While perhaps not yet showing the cinematic style or epic style evident in his fathers (Ridley) or his uncles (Tony) work, Jake Scott has an eye for atmospheric detail, as shown in his almost documentary depiction of New Orleans street life, and he demonstrates a good capability of how to nurture actors. His New Orleans is stripped of filmic gloss, but still vibrant and alive. The same goes for all the actors, Melissa Leo is almost unrecognizable here and Stewart has little in common with her passive Twilight heroine.
But what stops this low key drama from feeling like an upmarket tv movie is the central casts committed performances. Stewart ups her indie street cred here after her humble beginnings in indies like Sean Penn’s Into the Wild and Greg Mottola’s underrated Adventureland. You can almost feel her relish at shedding her PG 13 twilight persona as she swears, drinks, tries to solicit sex and in general just acts deplorably. That’s not to say that she can’t bring a touching vulnerability and heft to her character, because she can, and does, in some of the films most memorable scenes. There’s a lot here to suggest that Stewart’s best work is ahead of her if she keeps up this brave choice in roles after the Twilight saga finishes. This is an actress who could be presumably be drowning in crappy romantic comedy scripts or offers to co star in limp Nicholas Spark melodramas so it’s to her credit that she often seeks out roles this raw and affecting.
Her relationship with Gandofini is affecting and well played. He is another actor who has done all he can to step outside of his most famous role (Iconic HBO Mafia boss Tony Soprano) and in doing so constantly reaffirms his talent as an actor. His huge bear like frame can often be intimidating (As in The Sopranos or True Romance) but here he play against his size, becoming more cuddly than scary. He brings an unexpected gentleness to his performance that is both touching and surprising given some of his other roles. Stewart’s Mallory finds his kindness and refusal to use her confusing as she’s only known how to relate with men if as some sort of transaction. She’s slow to open up and trust him, and his downplayed generosity allows her to eventually do so. Melissa Leo (on a roll after her Oscar Winning role in The Fighter) plays another mother here, but someone who is perhaps the most broken in a film full of broken people. Her complex relationship with Doug is one of the film’s big surprises and it’s a real treat to see such seasoned and talented actors bounce off each other here.

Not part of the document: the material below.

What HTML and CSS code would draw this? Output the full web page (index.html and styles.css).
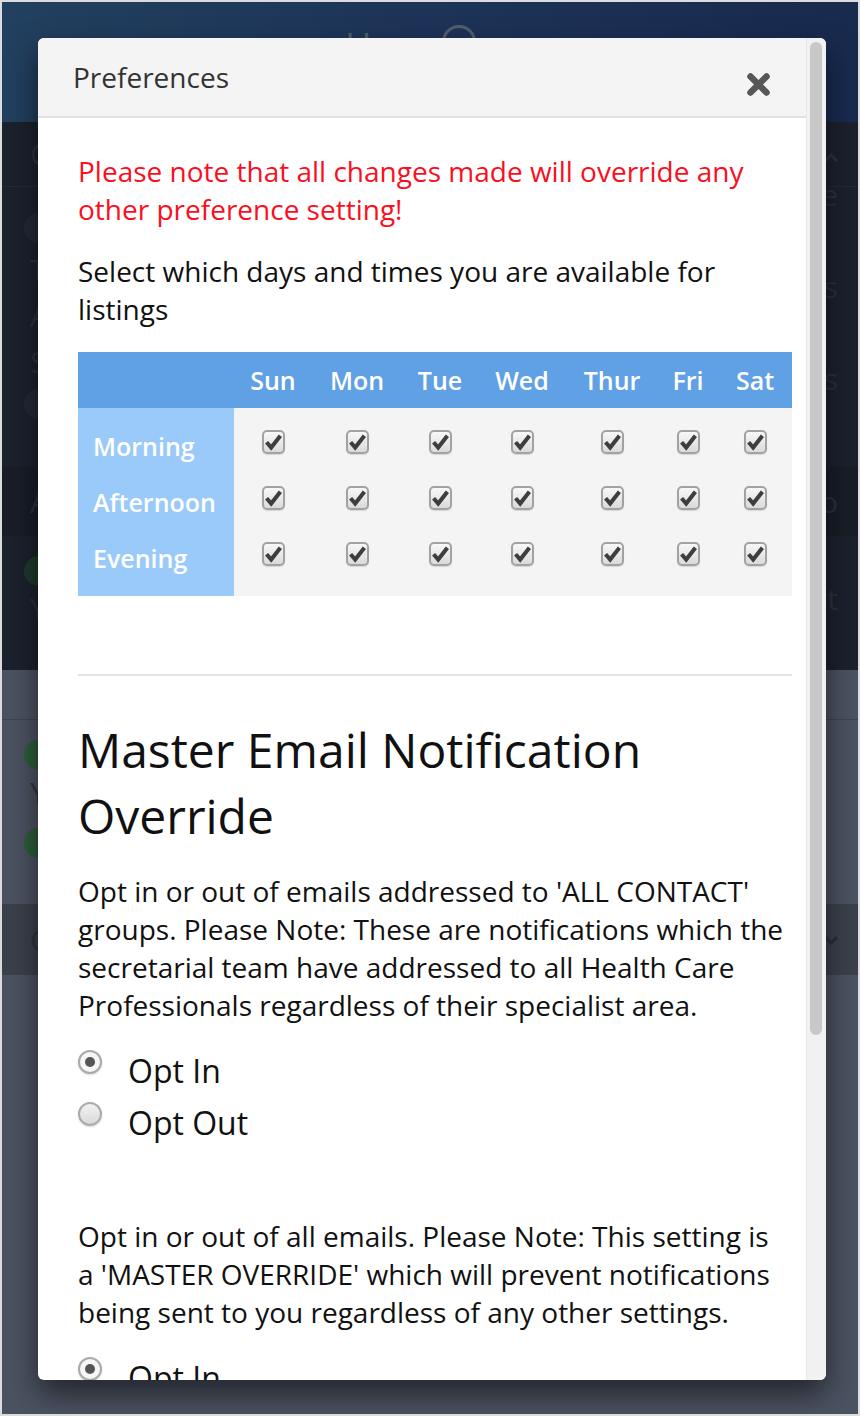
FILE: index.html
```html
<!DOCTYPE html>
<html lang="en">
<head>
<meta charset="utf-8">
<title>Preferences</title>
<link rel="stylesheet" href="styles.css">
</head>
<body>
<div class="page">
  <div class="bg">
    <header class="nav">
      <span class="nav-title">Home</span>
      <span class="nav-circle"></span>
    </header>
    <section class="dark">
      <div class="row row-a">
        <span class="ghost">C</span>
        <svg class="chev" viewBox="0 0 14 10" width="14" height="10"><path d="M1 8 L7 2 L13 8" fill="none" stroke="#2c323e" stroke-width="3"/></svg>
      </div>
      <div class="row row-b">
        <div class="gcol">
          <span class="dot dot-dark m1"></span>
          <span class="ghost m2">T</span>
          <span class="ghost">A</span>
          <span class="ghost">S</span>
          <span class="dot dot-dark m3"></span>
        </div>
        <div class="gcol gcol-r">
          <span class="ghost">e</span>
          <span class="ghost m4">s</span>
          <span class="ghost m4">s</span>
        </div>
      </div>
      <div class="row row-c">
        <span class="ghost">A</span>
        <span class="ghost">o</span>
      </div>
      <div class="row row-d">
        <div class="gcol">
          <span class="dot dot-green m5"></span>
          <span class="ghost">Y</span>
        </div>
        <div class="gcol gcol-r2">
          <span class="ghost m6">t</span>
        </div>
      </div>
    </section>
    <section class="gray gray-a">
      <span class="dot dot-green2 m7"></span>
    </section>
    <section class="gray gray-b">
      <div class="gcol">
        <span class="dot dot-green2 m8"></span>
        <span class="ghost ghost-g">Y</span>
        <span class="dot dot-green2 m9"></span>
      </div>
    </section>
    <section class="band">
      <span class="ghost ghost-g">C</span>
      <svg class="chev" viewBox="0 0 14 10" width="14" height="10"><path d="M1 2 L7 8 L13 2" fill="none" stroke="#2a2f37" stroke-width="3"/></svg>
    </section>
    <section class="gray gray-c"></section>
  </div>

  <div class="modal" role="dialog" aria-labelledby="prefs-title">
    <div class="modal-main">
      <div class="modal-header">
        <h4 class="modal-title" id="prefs-title">Preferences</h4>
        <button class="close" type="button" aria-label="Close">
          <svg viewBox="0 0 25 25" width="25" height="25"><path d="M4.5 4.5 L20.5 20.5 M20.5 4.5 L4.5 20.5" stroke="#575757" stroke-width="6.5" stroke-linecap="round" fill="none"/></svg>
        </button>
      </div>
      <div class="modal-body">
        <p class="warning">Please note that all changes made will override any other preference setting!</p>
        <p class="intro">Select which days and times you are available for listings</p>

        <table class="avail">
          <colgroup>
            <col class="c-label"><col class="c-sun"><col class="c-mon"><col class="c-tue"><col class="c-wed"><col class="c-thu"><col class="c-fri"><col class="c-sat">
          </colgroup>
          <thead>
            <tr><th></th><th>Sun</th><th>Mon</th><th>Tue</th><th>Wed</th><th>Thur</th><th>Fri</th><th>Sat</th></tr>
          </thead>
          <tbody>
            <tr class="r-first">
              <td class="label">Morning</td>
              <td><span class="cb"><svg viewBox="0 0 19 20"><path d="M2.6 10.2 L7.2 15.6 L16.4 3.8" /></svg></span></td>
              <td><span class="cb"><svg viewBox="0 0 19 20"><path d="M2.6 10.2 L7.2 15.6 L16.4 3.8" /></svg></span></td>
              <td><span class="cb"><svg viewBox="0 0 19 20"><path d="M2.6 10.2 L7.2 15.6 L16.4 3.8" /></svg></span></td>
              <td><span class="cb"><svg viewBox="0 0 19 20"><path d="M2.6 10.2 L7.2 15.6 L16.4 3.8" /></svg></span></td>
              <td><span class="cb"><svg viewBox="0 0 19 20"><path d="M2.6 10.2 L7.2 15.6 L16.4 3.8" /></svg></span></td>
              <td><span class="cb"><svg viewBox="0 0 19 20"><path d="M2.6 10.2 L7.2 15.6 L16.4 3.8" /></svg></span></td>
              <td><span class="cb"><svg viewBox="0 0 19 20"><path d="M2.6 10.2 L7.2 15.6 L16.4 3.8" /></svg></span></td>
            </tr>
            <tr>
              <td class="label">Afternoon</td>
              <td><span class="cb"><svg viewBox="0 0 19 20"><path d="M2.6 10.2 L7.2 15.6 L16.4 3.8" /></svg></span></td>
              <td><span class="cb"><svg viewBox="0 0 19 20"><path d="M2.6 10.2 L7.2 15.6 L16.4 3.8" /></svg></span></td>
              <td><span class="cb"><svg viewBox="0 0 19 20"><path d="M2.6 10.2 L7.2 15.6 L16.4 3.8" /></svg></span></td>
              <td><span class="cb"><svg viewBox="0 0 19 20"><path d="M2.6 10.2 L7.2 15.6 L16.4 3.8" /></svg></span></td>
              <td><span class="cb"><svg viewBox="0 0 19 20"><path d="M2.6 10.2 L7.2 15.6 L16.4 3.8" /></svg></span></td>
              <td><span class="cb"><svg viewBox="0 0 19 20"><path d="M2.6 10.2 L7.2 15.6 L16.4 3.8" /></svg></span></td>
              <td><span class="cb"><svg viewBox="0 0 19 20"><path d="M2.6 10.2 L7.2 15.6 L16.4 3.8" /></svg></span></td>
            </tr>
            <tr class="r-last">
              <td class="label">Evening</td>
              <td><span class="cb"><svg viewBox="0 0 19 20"><path d="M2.6 10.2 L7.2 15.6 L16.4 3.8" /></svg></span></td>
              <td><span class="cb"><svg viewBox="0 0 19 20"><path d="M2.6 10.2 L7.2 15.6 L16.4 3.8" /></svg></span></td>
              <td><span class="cb"><svg viewBox="0 0 19 20"><path d="M2.6 10.2 L7.2 15.6 L16.4 3.8" /></svg></span></td>
              <td><span class="cb"><svg viewBox="0 0 19 20"><path d="M2.6 10.2 L7.2 15.6 L16.4 3.8" /></svg></span></td>
              <td><span class="cb"><svg viewBox="0 0 19 20"><path d="M2.6 10.2 L7.2 15.6 L16.4 3.8" /></svg></span></td>
              <td><span class="cb"><svg viewBox="0 0 19 20"><path d="M2.6 10.2 L7.2 15.6 L16.4 3.8" /></svg></span></td>
              <td><span class="cb"><svg viewBox="0 0 19 20"><path d="M2.6 10.2 L7.2 15.6 L16.4 3.8" /></svg></span></td>
            </tr>
          </tbody>
        </table>

        <hr class="sep">

        <h2 class="section-title">Master Email Notification Override</h2>
        <p class="desc">Opt in or out of emails addressed to 'ALL CONTACT' groups. Please Note: These are notifications which the secretarial team have addressed to all Health Care Professionals regardless of their specialist area.</p>
        <div class="radios">
          <label class="radio"><span class="rb rb-on"></span><span class="rl">Opt In</span></label>
          <label class="radio"><span class="rb"></span><span class="rl">Opt Out</span></label>
        </div>

        <p class="desc desc-2">Opt in or out of all emails. Please Note: This setting is a 'MASTER OVERRIDE' which will prevent notifications being sent to you regardless of any other settings.</p>
        <div class="radios">
          <label class="radio"><span class="rb rb-on"></span><span class="rl">Opt In</span></label>
        </div>
      </div>
    </div>
    <div class="scrollbar"><div class="thumb"></div></div>
  </div>
</div>
</body>
</html>
```

FILE: styles.css
```css
* { box-sizing: border-box; }

html, body {
  margin: 0;
  padding: 0;
}

body {
  font-family: "Open Sans", "Liberation Sans", sans-serif;
  background: #4b5261;
}

.page {
  position: relative;
  width: 860px;
  height: 1416px;
  border: 2px solid #dcdcdc;
  overflow: hidden;
  background: #4b5261;
}

/* ---------- background page (dimmed) ---------- */
.bg {
  display: flex;
  flex-direction: column;
  height: 100%;
}

.nav {
  height: 120px;
  flex: none;
  background: linear-gradient(90deg, #22405f 0%, #1d3358 50%, #182a4e 100%);
  display: flex;
  align-items: flex-start;
  padding: 24px 0 0 343px;
}

.nav-title {
  width: 97px;
  font-size: 36px;
  line-height: 40px;
  color: #535d6d;
  overflow: hidden;
  white-space: nowrap;
}

.nav-circle {
  width: 34px;
  height: 34px;
  margin-top: -1px;
  border: 3px solid #535d6d;
  border-radius: 50%;
}

.dark {
  height: 548px;
  flex: none;
  background: #1b212d;
  display: flex;
  flex-direction: column;
}

.row {
  display: flex;
  justify-content: space-between;
  padding: 0 20px 0 28px;
}

.row-a {
  height: 65px;
  align-items: center;
  border-bottom: 1px solid #252b37;
}

.row-a .chev { margin-top: 8px; }

.row-b {
  height: 280px;
}

.row-c {
  height: 69px;
  align-items: center;
  background: #181d27;
}

.row-d {
  height: 134px;
}

.gcol {
  display: flex;
  flex-direction: column;
  align-items: flex-start;
}

.gcol-r {
  align-items: flex-end;
  margin-top: -15px;
}

.gcol-r2 {
  align-items: flex-end;
}

.ghost {
  font-size: 30px;
  line-height: 46px;
  color: #2b313d;
}

.ghost-g {
  color: #2f343d;
}

.chev { display: block; }

.dot {
  width: 30px;
  height: 30px;
  border-radius: 50%;
  margin-left: -6px;
}

.dot-dark { background: #232935; }
.dot-green { background: #1e3a2b; }
.dot-green2 { background: #2c5d3a; }

.m1 { margin-top: 26px; margin-bottom: 4px; }
.m2 { margin-top: 0; }
.m3 { margin-top: 4px; }
.m4 { margin-top: 46px; }
.m5 { margin-top: 20px; }
.m6 { margin-top: 40px; }
.m7 { margin-top: -12px; margin-left: 22px; }
.m8 { margin-top: 20px; }
.m9 { margin-top: 12px; }

.gray {
  background: #4b5261;
}

.gray-a {
  height: 50px;
  flex: none;
  border-bottom: 1px solid #3f4550;
  overflow: hidden;
}

.gray-b {
  height: 184px;
  flex: none;
  padding-left: 28px;
}

.band {
  height: 71px;
  flex: none;
  background: #3b414c;
  display: flex;
  justify-content: space-between;
  align-items: center;
  padding: 0 20px 0 28px;
}

.gray-c {
  flex: 1;
}

/* ---------- modal ---------- */
.modal {
  position: absolute;
  left: 36px;
  top: 36px;
  width: 788px;
  height: 1342px;
  display: flex;
  background: #fff;
  border-radius: 6px;
  overflow: hidden;
  box-shadow: 0 14px 30px rgba(0, 0, 0, 0.55);
}

.modal-main {
  flex: 1;
  min-width: 0;
  overflow: hidden;
}

.modal-header {
  height: 80px;
  display: flex;
  justify-content: space-between;
  align-items: flex-start;
  padding: 20px 35px 0 35px;
  background: #f4f4f4;
  border-bottom: 2px solid #e2e2e2;
}

.modal-title {
  margin: 0;
  font-size: 28px;
  line-height: 38px;
  font-weight: 400;
  color: #333;
}

.close {
  margin-top: 14px;
  width: 25px;
  height: 25px;
  padding: 0;
  border: 0;
  background: none;
}

.close svg { display: block; }

.modal-body {
  padding: 34px 14px 0 40px;
  color: #111;
}

.modal-body p {
  margin: 0;
  font-size: 28px;
  line-height: 38px;
}

.warning {
  color: #fb0f1e;
  margin-bottom: 24px !important;
}

.intro {
  margin-bottom: 24px !important;
}

/* availability table */
.avail {
  width: 714px;
  border-collapse: collapse;
  border-spacing: 0;
  table-layout: fixed;
}

.c-label { width: 156px; }
.c-sun { width: 78px; }
.c-mon { width: 90px; }
.c-tue { width: 76px; }
.c-wed { width: 88px; }
.c-thu { width: 92px; }
.c-fri { width: 60px; }
.c-sat { width: 74px; }

.avail th {
  height: 56px;
  padding: 0;
  background: #5fa1e4;
  color: #fff;
  font-size: 25px;
  font-weight: 600;
  text-align: center;
  vertical-align: middle;
}

.avail td {
  padding: 0;
  background: #f4f4f4;
  text-align: center;
  vertical-align: middle;
}

.avail tbody tr { height: 56px; }
.avail tbody tr.r-first { height: 66px; }
.avail tbody tr.r-first td { padding-top: 10px; }
.avail tbody tr.r-last { height: 66px; }
.avail tbody tr.r-last td { padding-bottom: 10px; }

.avail td.label {
  background: #9acafa;
  color: #fff;
  font-size: 25px;
  font-weight: 600;
  text-align: left;
  padding-left: 15px;
  line-height: 34px;
}

.cb {
  display: block;
  width: 23px;
  height: 24px;
  margin: 0 auto 8px;
  border: 2px solid #a2a2a2;
  border-radius: 5px;
  background: linear-gradient(#f8f8f8, #dadada);
  box-shadow: 0 1px 1px rgba(0, 0, 0, 0.12);
}

.cb svg {
  display: block;
  width: 19px;
  height: 20px;
}

.cb path {
  fill: none;
  stroke: #3e3e3e;
  stroke-width: 4;
}

.sep {
  margin: 78px 0 0;
  border: 0;
  border-top: 2px solid #e3e3e3;
  height: 0;
}

.section-title {
  margin: 41px 0 23px;
  font-size: 48px;
  line-height: 66px;
  font-weight: 400;
  color: #111;
}

.desc {
  margin-bottom: 18px !important;
  padding-right: 4px;
}

.desc-2 {
  margin-top: 71px !important;
}

.radio {
  display: flex;
  align-items: flex-start;
  height: 52px;
}

.rb {
  flex: none;
  width: 24px;
  height: 24px;
  margin-top: 8px;
  border-radius: 50%;
  border: 2px solid #aaaaaa;
  background: linear-gradient(#f2f2f2, #d9d9d9);
  box-shadow: 0 1px 2px rgba(0, 0, 0, 0.15);
  display: flex;
  align-items: center;
  justify-content: center;
}

.rb-on {
  background: #f6f6f6;
}

.rb-on::after {
  content: "";
  width: 10px;
  height: 10px;
  border-radius: 50%;
  background: #555;
}

.rl {
  margin-left: 26px;
  padding-top: 3px;
  font-size: 32px;
  line-height: 52px;
  color: #111;
}

/* scrollbar */
.scrollbar {
  flex: none;
  width: 20px;
  background: #f1f1f1;
  border-left: 1px solid #e8e8e8;
  padding: 4px 3px 0 3px;
}

.thumb {
  width: 12px;
  height: 993px;
  border-radius: 6px;
  background: #c8c8c8;
}
```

All in all, Welcome To The Rileys is well worth a look by anyone who’s a fan of naturalistic small dramas or of any of the three lead actors. It stays true to it’s story and it’s characters, which is sometimes rare but always worth watching.
The DVD Bonus feature Creating The Rileys is a cursory making of the film lasting under 20 minutes. Worth a watch if you liked the film, but nothing out of the ordinary here.